Toni (Hightower) is a young girl interested in boxing but who dreams of joining her gym's local dance troupe filled with confident older girls and the youngesters who idolize them. Toni soon joins the troupe's ranks, but when the girls are taken down by mysterious fits, the younger girls are left confused...and interested in having a fit of their own.
Making her narrative feature debut, director and co-screenwriter Anna Rose Holmer delivers a film bursting with talking points, that's as confident and clear as the girls Toni idolizes. It's been awhile since I've watched a film that left me with so much food for thought that deconstruction would turn this review into an analytical essay.
We enter a world as mysterious and unknown for us as it is for our heroine; Toni has seemingly has spent her time in isolation at the local gym with her brother, boxing and getting physically fit. She's drawn to the dance troupe for reasons even she doesn't fully comprehend. The girls inside are older, physically developed, and have an air of inner confidence about them and Toni's inclusion in the troupe requires complete dedication and a total absence of individuality. "Stop thinking like an individual and start thinking like a team" is the group's mantra, and it leaves you wondering if the girls' fits are more mass hysteria or a team-building exercise than an actual illness.

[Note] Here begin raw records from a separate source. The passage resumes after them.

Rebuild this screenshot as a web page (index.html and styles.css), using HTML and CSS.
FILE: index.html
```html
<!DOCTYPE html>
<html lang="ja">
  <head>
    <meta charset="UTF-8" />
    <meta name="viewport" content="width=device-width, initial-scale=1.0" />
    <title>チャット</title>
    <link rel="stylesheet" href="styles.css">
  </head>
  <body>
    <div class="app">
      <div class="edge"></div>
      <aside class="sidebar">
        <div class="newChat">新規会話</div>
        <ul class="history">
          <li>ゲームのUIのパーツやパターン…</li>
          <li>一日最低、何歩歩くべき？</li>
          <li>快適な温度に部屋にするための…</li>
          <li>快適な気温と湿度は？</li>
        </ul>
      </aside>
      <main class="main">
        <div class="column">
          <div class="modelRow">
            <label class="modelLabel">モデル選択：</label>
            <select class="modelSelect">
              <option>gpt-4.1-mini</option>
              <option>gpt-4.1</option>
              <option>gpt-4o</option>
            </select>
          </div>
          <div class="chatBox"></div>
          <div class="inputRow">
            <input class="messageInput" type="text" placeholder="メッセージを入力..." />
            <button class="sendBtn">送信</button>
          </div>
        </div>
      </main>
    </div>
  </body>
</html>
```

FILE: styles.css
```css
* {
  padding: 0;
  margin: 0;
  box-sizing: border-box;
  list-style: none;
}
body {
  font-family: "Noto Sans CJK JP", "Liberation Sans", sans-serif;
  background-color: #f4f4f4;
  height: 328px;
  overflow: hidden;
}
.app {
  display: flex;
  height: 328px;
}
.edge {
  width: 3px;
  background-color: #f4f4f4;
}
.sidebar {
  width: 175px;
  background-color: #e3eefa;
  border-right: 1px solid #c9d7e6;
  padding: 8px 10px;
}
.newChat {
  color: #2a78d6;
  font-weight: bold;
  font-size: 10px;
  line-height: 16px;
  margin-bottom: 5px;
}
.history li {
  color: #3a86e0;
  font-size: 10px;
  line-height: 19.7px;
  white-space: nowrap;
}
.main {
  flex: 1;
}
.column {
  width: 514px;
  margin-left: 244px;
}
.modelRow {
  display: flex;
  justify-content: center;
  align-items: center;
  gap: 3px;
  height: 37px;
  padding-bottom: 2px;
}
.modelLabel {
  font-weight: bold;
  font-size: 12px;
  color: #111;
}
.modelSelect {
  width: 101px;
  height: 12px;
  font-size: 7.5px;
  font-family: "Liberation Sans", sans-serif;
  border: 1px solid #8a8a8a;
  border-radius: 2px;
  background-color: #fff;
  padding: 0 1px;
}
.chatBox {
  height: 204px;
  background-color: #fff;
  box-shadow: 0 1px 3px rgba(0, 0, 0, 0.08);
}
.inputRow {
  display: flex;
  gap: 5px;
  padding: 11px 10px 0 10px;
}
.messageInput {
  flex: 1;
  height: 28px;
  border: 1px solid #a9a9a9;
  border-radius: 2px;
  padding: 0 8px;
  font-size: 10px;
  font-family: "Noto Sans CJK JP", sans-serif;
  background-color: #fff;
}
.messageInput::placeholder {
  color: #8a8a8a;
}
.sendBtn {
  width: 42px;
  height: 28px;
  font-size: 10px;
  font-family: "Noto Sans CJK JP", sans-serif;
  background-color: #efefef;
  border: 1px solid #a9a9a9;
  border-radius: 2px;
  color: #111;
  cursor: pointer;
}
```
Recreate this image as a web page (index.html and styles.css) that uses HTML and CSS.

The coven of girls in the troupe, with their rhythm, dominate their lives as much as the soundtrack. There isn't a soundtrack in the typical sense, short of a song at the denounement, because the background is filled with clapping, chanting, and other communal activities of inclusion which create an atmosphere of superstition. Before Toni tries out she's surrounded by loud, running girls, juxtaposed next to her isolated silent self, and as repetitious as the dance movies are it breaks Toni's usual routine of pushing waterbottles uphill like a modern-day Sisyphus.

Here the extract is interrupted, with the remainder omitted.